The Court of Appeal has suspended a High Court order that had temporarily barred the government from proceeding with the planned sale of its 15 per cent stake in Safaricom PLC, clearing the way for the transaction to move forward as the legal battle continues.
In a ruling delivered on June 26, 2026, Justices Patrick Kiage, Lydia Achode and Aggrey Muchelule held that the government’s application met the legal threshold for the grant of interim relief pending the hearing of its appeal. The judges found that the intended appeal raised arguable issues and that allowing the High Court conservatory orders to remain in force could undermine the purpose of the appeal.
The High Court had earlier restrained the government from selling or transferring its Safaricom shares to the proposed buyers or any other party until a constitutional petition challenging the transaction is heard and determined.
The petition, filed by Tony Gachoka, questions the proposed divestiture on grounds including alleged lack of public participation, insufficient transparency and claims that the government’s stake had been undervalued.
In seeking to overturn the conservatory orders, the government argued that the continued suspension of the transaction posed significant financial and economic consequences.
Treasury Cabinet Secretary John Mbadi told the court that the delay had stalled a major revenue-raising initiative, disrupted implementation plans and created uncertainty in both the capital markets and among investors.
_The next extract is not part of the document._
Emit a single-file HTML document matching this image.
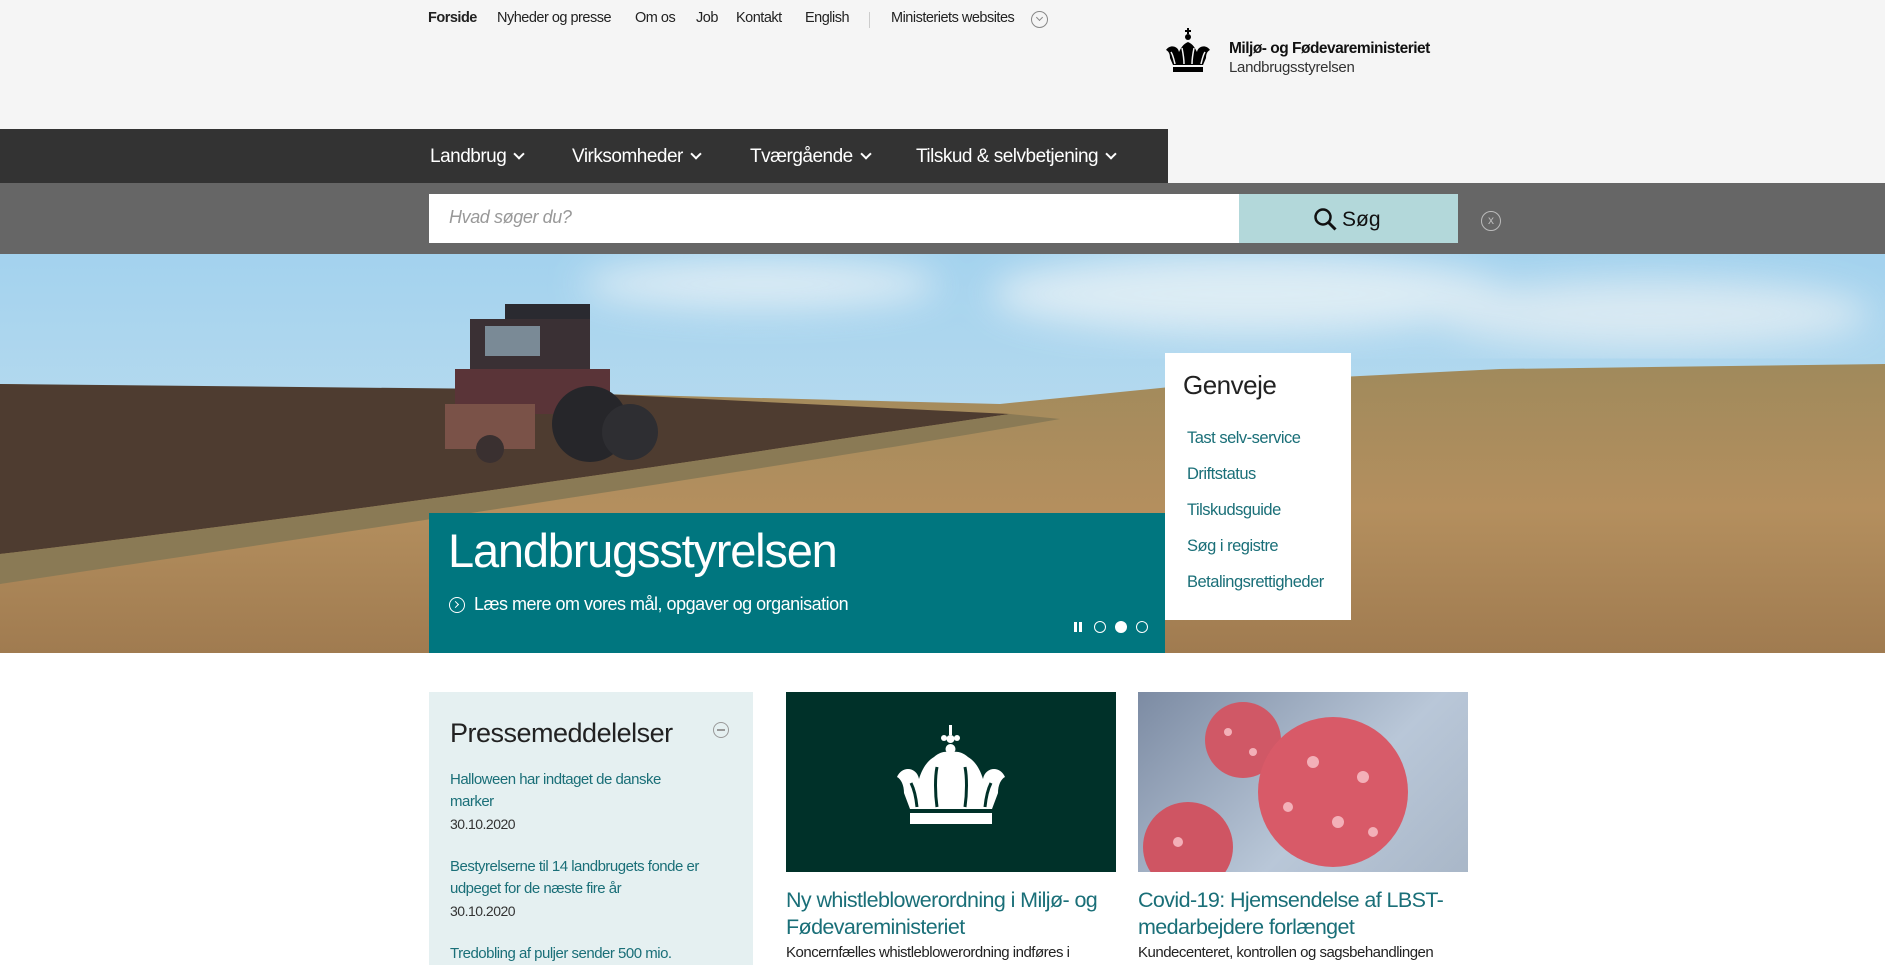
<!DOCTYPE html>
<html><head><meta charset="utf-8"><style>
*{margin:0;padding:0;box-sizing:border-box}
body{width:1885px;height:965px;overflow:hidden;background:#fff;font-family:"Liberation Sans",sans-serif;position:relative}
.abs{position:absolute}
#top{left:0;top:0;width:1885px;height:183px;background:#f5f5f5}
.tl{top:10px;font-size:14.5px;color:#222;letter-spacing:-0.5px}
#nav{left:0;top:129px;width:1168px;height:54px;background:#333}
.nv{top:146px;color:#fff;font-size:19px;letter-spacing:-0.5px}
.chev{display:inline-block;width:8px;height:8px;border-right:2px solid #fff;border-bottom:2px solid #fff;transform:rotate(45deg);margin-left:9px;position:relative;top:-4px}
#sbar{left:0;top:183px;width:1885px;height:71px;background:#666}
#hero{left:0;top:254px;width:1885px;height:399px;overflow:hidden}
#teal{left:429px;top:513px;width:736px;height:140px;background:#00767f;color:#fff}
#gen{left:1165px;top:353px;width:186px;height:267px;background:#fff}
.gl{left:22px;font-size:16.5px;color:#1a6f78;letter-spacing:-0.5px}
#press{left:429px;top:692px;width:324px;height:273px;background:#e5f0f1}
.pl{left:21px;font-size:15px;color:#1a6f78;line-height:22px;letter-spacing:-0.5px}
.pd{font-size:14px;color:#333}
.ct{font-size:21.5px;color:#1a6f78;line-height:27px;letter-spacing:-0.6px}
.cb{font-size:15px;color:#222;letter-spacing:-0.5px}
</style></head><body>
<div id="top" class="abs"></div>
<div class="abs tl" style="left:428px;font-weight:bold">Forside</div>
<div class="abs tl" style="left:497px">Nyheder og presse</div>
<div class="abs tl" style="left:635px">Om os</div>
<div class="abs tl" style="left:696px">Job</div>
<div class="abs tl" style="left:736px">Kontakt</div>
<div class="abs tl" style="left:805px">English</div>
<div class="abs" style="left:869px;top:12px;width:1px;height:16px;background:#ccc"></div>
<div class="abs tl" style="left:891px">Ministeriets websites</div>
<div class="abs" style="left:1031px;top:11px;width:17px;height:17px;border:1px solid #888;border-radius:50%"></div>
<div class="abs" style="left:1037px;top:15px;width:5px;height:5px;border-right:1px solid #888;border-bottom:1px solid #888;transform:rotate(45deg)"></div>
<svg class="abs" style="left:1162px;top:28px" width="52" height="48" viewBox="0 0 52 48">
<rect x="25" y="0" width="2" height="6"/><rect x="23" y="2" width="6" height="2"/>
<circle cx="26" cy="9" r="3"/>
<path d="M4 22c4-6 12-4 13 2 2-4 4-8 9-10 5 2 7 6 9 10 1-6 9-8 13-2-2 1-4 3-4 8l-3 7H11L8 30c0-5-2-7-4-8z"/>
<path d="M9 24c2 3 3 8 4 12M43 24c-2 3-3 8-4 12M20 20c1 5 2 10 2 16M32 20c-1 5-2 10-2 16" stroke="#f5f5f5" stroke-width="1.5" fill="none"/>
<rect x="11" y="39" width="30" height="5"/>
</svg>
<div class="abs" style="left:1229px;top:40px;font-size:15.5px;font-weight:bold;color:#111;letter-spacing:-0.5px">Miljø- og Fødevareministeriet</div>
<div class="abs" style="left:1229px;top:59px;font-size:15px;color:#333;letter-spacing:-0.3px">Landbrugsstyrelsen</div>

<div id="nav" class="abs"></div>
<div class="abs nv" style="left:430px">Landbrug<span class="chev"></span></div>
<div class="abs nv" style="left:572px">Virksomheder<span class="chev"></span></div>
<div class="abs nv" style="left:750px">Tværgående<span class="chev"></span></div>
<div class="abs nv" style="left:916px">Tilskud &amp; selvbetjening<span class="chev"></span></div>

<div id="sbar" class="abs"></div>
<div class="abs" style="left:429px;top:194px;width:810px;height:49px;background:#fff"></div>
<div class="abs" style="left:449px;top:207px;font-size:18px;font-style:italic;color:#999;letter-spacing:-0.4px">Hvad søger du?</div>
<div class="abs" style="left:1239px;top:194px;width:219px;height:49px;background:#b3d8da"></div>
<svg class="abs" style="left:1313px;top:207px" width="26" height="26" viewBox="0 0 26 26"><circle cx="10" cy="10" r="7.5" stroke="#111" stroke-width="2.5" fill="none"/><path d="M15.5 15.5l7 7" stroke="#111" stroke-width="3"/></svg>
<div class="abs" style="left:1342px;top:208px;font-size:21px;color:#111">Søg</div>
<div class="abs" style="left:1481px;top:211px;width:20px;height:20px;border:1.5px solid #bbb;border-radius:50%;color:#bbb;font-size:12px;text-align:center;line-height:17px">x</div>

<div id="hero" class="abs">
<svg width="1885" height="399" viewBox="0 0 1885 399" preserveAspectRatio="none">
<defs>
<linearGradient id="sky" x1="0" y1="0" x2="0" y2="1"><stop offset="0" stop-color="#a3d2ee"/><stop offset="1" stop-color="#cfe5f0"/></linearGradient>
<linearGradient id="gold" x1="0" y1="0" x2="0" y2="1"><stop offset="0" stop-color="#a08a5c"/><stop offset=".5" stop-color="#b48f5e"/><stop offset="1" stop-color="#a07b50"/></linearGradient>
<filter id="bl"><feGaussianBlur stdDeviation="18"/></filter>
</defs>
<rect width="1885" height="399" fill="url(#sky)"/>
<g filter="url(#bl)" opacity=".75">
<ellipse cx="760" cy="30" rx="180" ry="25" fill="#eef4f7"/>
<ellipse cx="1250" cy="40" rx="260" ry="40" fill="#eef4f7"/>
<ellipse cx="1650" cy="60" rx="220" ry="35" fill="#e8f0f4"/>
</g>
<path d="M0 130 L600 140 L1000 150 L1200 130 L1500 115 L1885 110 L1885 399 L0 399Z" fill="url(#gold)"/>
<path d="M0 130 L500 135 L1010 160 C800 190 500 240 0 300Z" fill="#4e3c30"/>
<path d="M0 300 C500 240 800 190 1010 160 L1060 165 C800 210 400 270 0 330Z" fill="#8a7a55"/>
<g>
<rect x="505" y="50" width="85" height="20" fill="#2a2a30"/>
<rect x="470" y="65" width="120" height="55" fill="#3a3034"/>
<rect x="485" y="72" width="55" height="30" fill="#7a8a96"/>
<rect x="455" y="115" width="155" height="45" fill="#5a3438"/>
<rect x="445" y="150" width="90" height="45" fill="#7a5248"/>
<circle cx="590" cy="170" r="38" fill="#26262a"/>
<circle cx="630" cy="178" r="28" fill="#2e2e32"/>
<circle cx="490" cy="195" r="14" fill="#3a3030"/>
</g>
</svg>
</div>
<div id="teal" class="abs">
<div class="abs" style="left:19px;top:10px;font-size:47px;letter-spacing:-1.2px">Landbrugsstyrelsen</div>
<div class="abs" style="left:20px;top:84px;width:16px;height:16px;border:1.5px solid #fff;border-radius:50%"></div>
<div class="abs" style="left:24px;top:89px;width:5px;height:5px;border-right:1.5px solid #fff;border-top:1.5px solid #fff;transform:rotate(45deg)"></div>
<div class="abs" style="left:45px;top:81px;font-size:18px;letter-spacing:-0.5px">Læs mere om vores mål, opgaver og organisation</div>
<div class="abs" style="left:645px;top:109px;width:3px;height:10px;background:#fff"></div>
<div class="abs" style="left:650px;top:109px;width:3px;height:10px;background:#fff"></div>
<div class="abs" style="left:665px;top:108px;width:12px;height:12px;border:1.5px solid #fff;border-radius:50%"></div>
<div class="abs" style="left:686px;top:108px;width:12px;height:12px;background:#fff;border-radius:50%"></div>
<div class="abs" style="left:707px;top:108px;width:12px;height:12px;border:1.5px solid #fff;border-radius:50%"></div>
</div>
<div id="gen" class="abs">
<div class="abs" style="left:18px;top:17px;font-size:26px;color:#222;letter-spacing:-0.5px">Genveje</div>
<div class="abs gl" style="top:76px">Tast selv-service</div>
<div class="abs gl" style="top:112px">Driftstatus</div>
<div class="abs gl" style="top:148px">Tilskudsguide</div>
<div class="abs gl" style="top:184px">Søg i registre</div>
<div class="abs gl" style="top:220px">Betalingsrettigheder</div>
</div>

<div id="press" class="abs">
<div class="abs" style="left:21px;top:26px;font-size:27px;color:#222;letter-spacing:-0.5px">Pressemeddelelser</div>
<div class="abs" style="left:284px;top:30px;width:16px;height:16px;border:1.5px solid #999;border-radius:50%"></div>
<div class="abs" style="left:288px;top:37px;width:8px;height:1.5px;background:#999"></div>
<div class="abs pl" style="top:77px;width:235px">Halloween har indtaget de danske marker<br><span class="pd">30.10.2020</span></div>
<div class="abs pl" style="top:164px;width:290px">Bestyrelserne til 14 landbrugets fonde er udpeget for de næste fire år<br><span class="pd">30.10.2020</span></div>
<div class="abs pl" style="top:251px">Tredobling af puljer sender 500 mio.</div>
</div>

<div class="abs" style="left:786px;top:692px;width:330px;height:180px;background:#003129"></div>
<svg class="abs" style="left:891px;top:725px" width="120" height="104" viewBox="0 0 120 104">
<g fill="#fff">
<rect x="58" y="0" width="3" height="10"/><circle cx="59.5" cy="14" r="4"/><circle cx="53" cy="13" r="3"/><circle cx="66" cy="13" r="3"/>
<circle cx="59.5" cy="24" r="5"/>
<path d="M6 52c5-12 20-10 22 2 3-10 8-18 15-22 7-6 14-6 17-4 3-2 10-2 17 4 7 4 12 12 15 22 2-12 17-14 22-2-4 2-7 8-7 16l-6 16H19l-6-16c0-8-3-14-7-16z"/>
<rect x="19" y="88" width="82" height="11"/>
</g>
<path d="M20 58c3 6 5 14 6 24M100 58c-3 6-5 14-6 24M46 42c-2 10-2 26 0 40M74 42c2 10 2 26 0 40" stroke="#003129" stroke-width="3" fill="none"/>
</svg>
<div class="abs" style="left:1138px;top:692px;width:330px;height:180px;background:linear-gradient(135deg,#7c8ba3,#b9c7d8 60%,#a9b7c8)"></div>
<svg class="abs" style="left:1138px;top:692px" width="330" height="180">
<circle cx="105" cy="48" r="38" fill="#d05866"/>
<circle cx="195" cy="100" r="75" fill="#d85a68"/>
<circle cx="50" cy="155" r="45" fill="#cf5563"/>
<g fill="#f3b0b8"><circle cx="175" cy="70" r="6"/><circle cx="225" cy="85" r="6"/><circle cx="200" cy="130" r="6"/><circle cx="150" cy="115" r="5"/><circle cx="235" cy="140" r="5"/><circle cx="90" cy="40" r="4"/><circle cx="115" cy="60" r="4"/><circle cx="40" cy="150" r="5"/></g>
</svg>
<div class="abs ct" style="left:786px;top:887px;width:320px">Ny whistleblowerordning i Miljø- og Fødevareministeriet</div>
<div class="abs cb" style="left:786px;top:944px">Koncernfælles whistleblowerordning indføres i</div>
<div class="abs ct" style="left:1138px;top:887px;width:320px">Covid-19: Hjemsendelse af LBST-medarbejdere forlænget</div>
<div class="abs cb" style="left:1138px;top:944px">Kundecenteret, kontrollen og sagsbehandlingen</div>
</body></html>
According to the government’s case, proceeds from the sale, estimated at KSh204.3 billion, together with an upfront payment of KSh40.2 billion—have been earmarked to support the National Infrastructure Fund, ease fiscal pressures, reduce debt obligations and finance key development projects.
During the hearing, Senior Counsel John Ohaga, assisted by Christopher Marwa, submitted that the transaction was highly time-sensitive and warned that prolonged uncertainty could prompt the prospective purchaser to renegotiate the price, postpone the acquisition or abandon it altogether. Counsel further argued that every day the conservatory orders remained in place translated into substantial financial losses for the public, estimating that the government was foregoing approximately KSh70 million in potential daily returns.
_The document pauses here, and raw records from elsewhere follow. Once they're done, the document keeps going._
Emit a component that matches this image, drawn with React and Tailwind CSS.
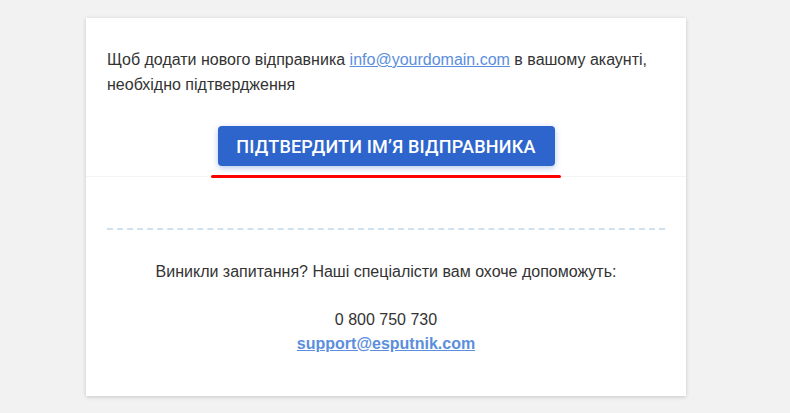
import React from "react";

const App = () => {
  return (
    <div className="min-h-screen bg-[#f2f2f2] flex pl-[86px] pt-[18px] font-['Liberation_Sans',Arial,sans-serif]">
      <div className="w-[600px] h-[378px] bg-white shadow-[0_1px_4px_rgba(0,0,0,0.18)] flex flex-col">
        <div className="px-[21px] pt-[29px] text-[16px] leading-[25px] text-[#333]">
          Щоб додати нового відправника{" "}
          <a href="#" className="text-[#5b8edd] underline">
            info@yourdomain.com
          </a>{" "}
          в вашому акаунті, необхідно підтвердження
        </div>

        <div className="flex flex-col items-center pt-[29px]">
          <button className="w-[337px] h-[40px] rounded-[4px] bg-[#2d65cc] text-white text-[18px] font-medium tracking-[0.2px] font-['Roboto',sans-serif] shadow-[0_2px_6px_rgba(45,101,204,0.35)]">
            ПІДТВЕРДИТИ ІМ’Я ВІДПРАВНИКА
          </button>
          <div className="w-full h-px bg-[#f4f4f4] mt-[10px]" />
          <div className="w-[350px] h-[3px] rounded-full bg-[#ff0000] -mt-[2px]" />
        </div>

        <div className="px-[21px] pt-[50px]">
          <div className="border-t-2 border-dashed border-[#cfe0ef]" />
        </div>

        <div className="flex flex-col items-center text-[16px] text-[#333] pt-[29px]">
          <p className="leading-[25px]">
            Виникли запитання? Наші спеціалісти вам охоче допоможуть:
          </p>
          <p className="leading-[25px] mt-[23px]">0 800 750 730</p>
          <a href="#" className="leading-[24px] font-bold text-[#5b8edd] underline">
            support@esputnik.com
          </a>
        </div>
      </div>
    </div>
  );
};

export default App;
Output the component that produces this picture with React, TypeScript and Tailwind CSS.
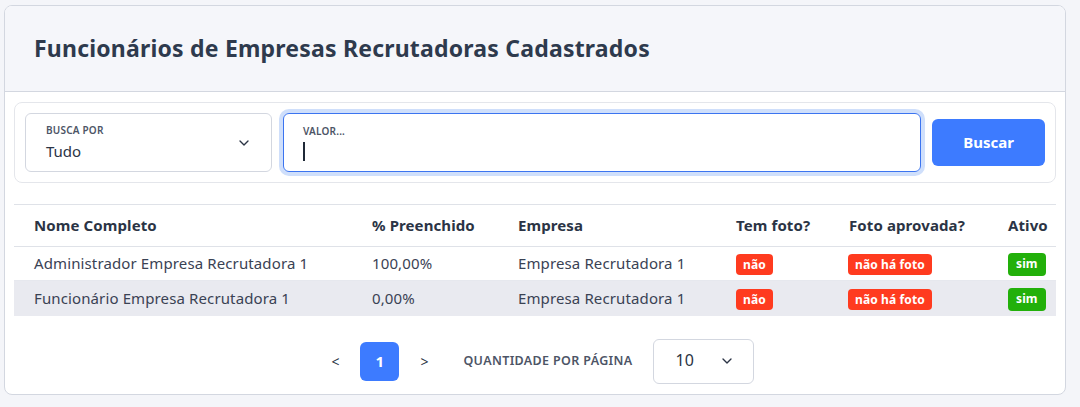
import { ChevronDown } from 'lucide-react';

type Row = {
  nome: string;
  preenchido: string;
  empresa: string;
  temFoto: boolean;
  fotoAprovada: string;
  ativo: boolean;
};

const rows: Row[] = [
  {
    nome: 'Administrador Empresa Recrutadora 1',
    preenchido: '100,00%',
    empresa: 'Empresa Recrutadora 1',
    temFoto: false,
    fotoAprovada: 'não há foto',
    ativo: true,
  },
  {
    nome: 'Funcionário Empresa Recrutadora 1',
    preenchido: '0,00%',
    empresa: 'Empresa Recrutadora 1',
    temFoto: false,
    fotoAprovada: 'não há foto',
    ativo: true,
  },
];

const Badge = ({ children, tone }: { children: React.ReactNode; tone: 'red' | 'green' }) => (
  <span
    className={
      tone === 'red'
        ? 'inline-flex h-[21px] items-center rounded-[4px] bg-[#ff3b1f] px-[7px] text-[12px] font-bold text-white'
        : 'inline-flex h-[23px] items-center rounded-[4px] bg-[#22b00a] px-[8px] text-[12px] font-bold text-white'
    }
  >
    {children}
  </span>
);

const FuncionariosTable = () => (
  <table className="w-full table-fixed border-collapse text-left">
    <colgroup>
      <col className="w-[338px]" />
      <col className="w-[146px]" />
      <col className="w-[218px]" />
      <col className="w-[113px]" />
      <col className="w-[159px]" />
      <col />
    </colgroup>
    <thead>
      <tr className="h-[42px] border-t border-b border-[#dfe2e8] text-[15px] font-bold tracking-[0.1px] text-[#2b3445]">
        <th className="pl-[20px]">Nome Completo</th>
        <th className="pl-[20px]">% Preenchido</th>
        <th className="pl-[20px]">Empresa</th>
        <th className="pl-[20px]">Tem foto?</th>
        <th className="pl-[20px]">Foto aprovada?</th>
        <th className="pl-[20px]">Ativo</th>
      </tr>
    </thead>
    <tbody>
      {rows.map((row, i) => (
        <tr
          key={row.nome}
          className={
            i % 2 === 1
              ? 'h-[35px] bg-[#e9eaf0] text-[15px] tracking-[0.12px] text-[#3a4254]'
              : 'h-[34px] border-b border-[#e6e8ee] text-[15px] tracking-[0.12px] text-[#3a4254]'
          }
        >
          <td className="pl-[20px]">{row.nome}</td>
          <td className="pl-[20px]">{row.preenchido}</td>
          <td className="pl-[20px]">{row.empresa}</td>
          <td className="pl-[20px]">
            <Badge tone="red">{row.temFoto ? 'sim' : 'não'}</Badge>
          </td>
          <td className="pl-[19px]">
            <Badge tone="red">{row.fotoAprovada}</Badge>
          </td>
          <td className="pl-[20px]">
            <Badge tone="green">{row.ativo ? 'sim' : 'não'}</Badge>
          </td>
        </tr>
      ))}
    </tbody>
  </table>
);

export default function App() {
  return (
    <div className="min-h-[407px] bg-[#f4f5f9] pt-[5px] pl-[4px] pr-[14px] font-['Noto_Sans',sans-serif]">
      <div className="overflow-hidden rounded-[8px] border border-[#d3d7e0] bg-white">
        <div className="flex h-[86px] items-center border-b border-[#d3d7e0] bg-[#f5f6fa] px-[29px]">
          <h1 className="text-[23px] font-bold tracking-[0.2px] text-[#2e3a4d]">
            Funcionários de Empresas Recrutadoras Cadastrados
          </h1>
        </div>

        <div className="px-[9px] pt-[10px] pb-[10px]">
          <div className="flex items-center gap-[11px] rounded-[8px] border border-[#e4e6eb] p-[10px]">
            <div className="flex h-[59px] w-[247px] items-center justify-between rounded-[6px] border border-[#d3d7e0] pl-[20px] pr-[19px]">
              <div className="flex flex-col">
                <span className="text-[10px] font-semibold uppercase tracking-[0.2px] text-[#4d5566]">Busca por</span>
                <span className="mt-[2px] text-[15px] text-[#2b3445]">Tudo</span>
              </div>
              <ChevronDown className="h-[16px] w-[16px] text-[#2b3445]" strokeWidth={2} />
            </div>

            <div className="flex h-[59px] flex-1 flex-col justify-center rounded-[6px] border border-[#3b74f0] pl-[19px] ring-[4px] ring-[#cfdffb]">
              <span className="text-[10px] font-semibold uppercase tracking-[0.2px] text-[#4d5566]">Valor...</span>
              <span className="mt-[3px] h-[19px] w-[1.5px] bg-[#1f2937]" />
            </div>

            <button className="h-[47px] w-[113px] rounded-[6px] bg-[#3d7bff] text-[15px] font-bold text-white">
              Buscar
            </button>
          </div>

          <div className="mt-[21px]">
            <FuncionariosTable />
          </div>

          <div className="mt-[23px] flex items-center justify-center pl-[15px]">
            <span className="text-[14px] text-[#2b3445]">&lt;</span>
            <span className="ml-[21px] flex h-[39px] w-[39px] items-center justify-center rounded-[6px] bg-[#3d7bff] text-[15px] font-bold text-white">
              1
            </span>
            <span className="ml-[21px] text-[14px] text-[#2b3445]">&gt;</span>
            <span className="ml-[35px] text-[12.5px] font-semibold uppercase tracking-[0.35px] text-[#4d5566]">
              Quantidade por página
            </span>
            <div className="ml-[20px] flex h-[45px] w-[101px] items-center justify-between rounded-[6px] border border-[#d3d7e0] pl-[22px] pr-[18px]">
              <span className="-mt-[3px] text-[16px] text-[#2b3445]">10</span>
              <ChevronDown className="h-[16px] w-[16px] text-[#2b3445]" strokeWidth={2} />
            </div>
          </div>
        </div>
      </div>
    </div>
  );
}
The application was opposed by Senior Counsel Stephen Kalonzo Musyoka, who appeared for petitioner Tony Gachoka. He argued that lifting the conservatory orders before the constitutional issues are determined could render the petition meaningless if the sale is completed before the court reaches a final decision.
Musyoka maintained that once third-party rights arise from the transaction, reversing the process could become significantly more difficult.
After considering the competing arguments, the appellate judges concluded that public interest weighed in favour of granting the stay.
“We come to the conclusion that it satisfies the two limbs of arguability and nugatory, and that the public interest compelling demands that the stay sought be granted. We accordingly grant it,” the bench ruled.
The court also observed that the transaction would not necessarily become irreversible if the constitutional petitions eventually succeed, noting that Safaricom shares are publicly traded on the Nairobi Securities Exchange and remain subject to the jurisdiction of Kenyan courts.
The Court of Appeal consequently suspended the High Court conservatory orders pending the hearing and determination of the appeal, with the costs of the application to abide the outcome of the case.
The ruling allows the government to continue with the next stages of the proposed share sale, subject to any remaining statutory and regulatory approvals, while the constitutional challenge to the transaction proceeds before the High Court.